All of JSON-LD is way overkill for the examples of complex types you've given. We *do not need or want* a complete reimplementation of the Semantic Web in JSON in our stdlib. So what exactly are you talking about? Here's my idea:
I suspect your "serialization protocol" above really means *deserialization* protocol. object.__json__ is all the serialization protocol we need, because it will produce a standard JSON stream that can be deserialized (perhaps with different semantics!) by any standard JSON deserializer. Also, we don't need a PEP to specify the protocol for providing a more accurate deserialization, JSON-LD already did that work, and the parts we need are pretty trivial (definitely @context, maybe @id). So I interpret your word "protocol" to mean "JSON-LD @context". Is that close?
For almost all Python applications, a JSON-LD @context specific to Python's object model and standard builtin types would be enough. Since each type is itself a Python object, JSON-LD should be able to represent user-defined classes and their instances within that @context too. For those programs that provide more semantic information about their classes, they'd need additional, idiosyncratic @context anyway, and I have no idea what a "standard extended @context" would want to include. Each large external package (NumPy, Twisted) would want to implement its own @context, I think.

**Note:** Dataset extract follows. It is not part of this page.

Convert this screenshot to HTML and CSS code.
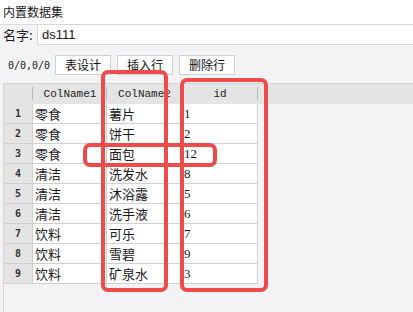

We could imagine additional semantic information in this @context that would even tell you which modules you need to pip from PyPI to work with these data types, along with the developers' and auditors' signatures you can authenticate the module and apply your trust model to whether you want to import them.
Footnotes:  Is this new? I know that frequently software modules are signed by their maintainers, and people decide to extend trust to particular maintainers. But in open source, anybody can audit, so a list of auditors with signatures, dates, and a comment field for the audit might also be useful for maintainers who aren't famous when the auditors are famous.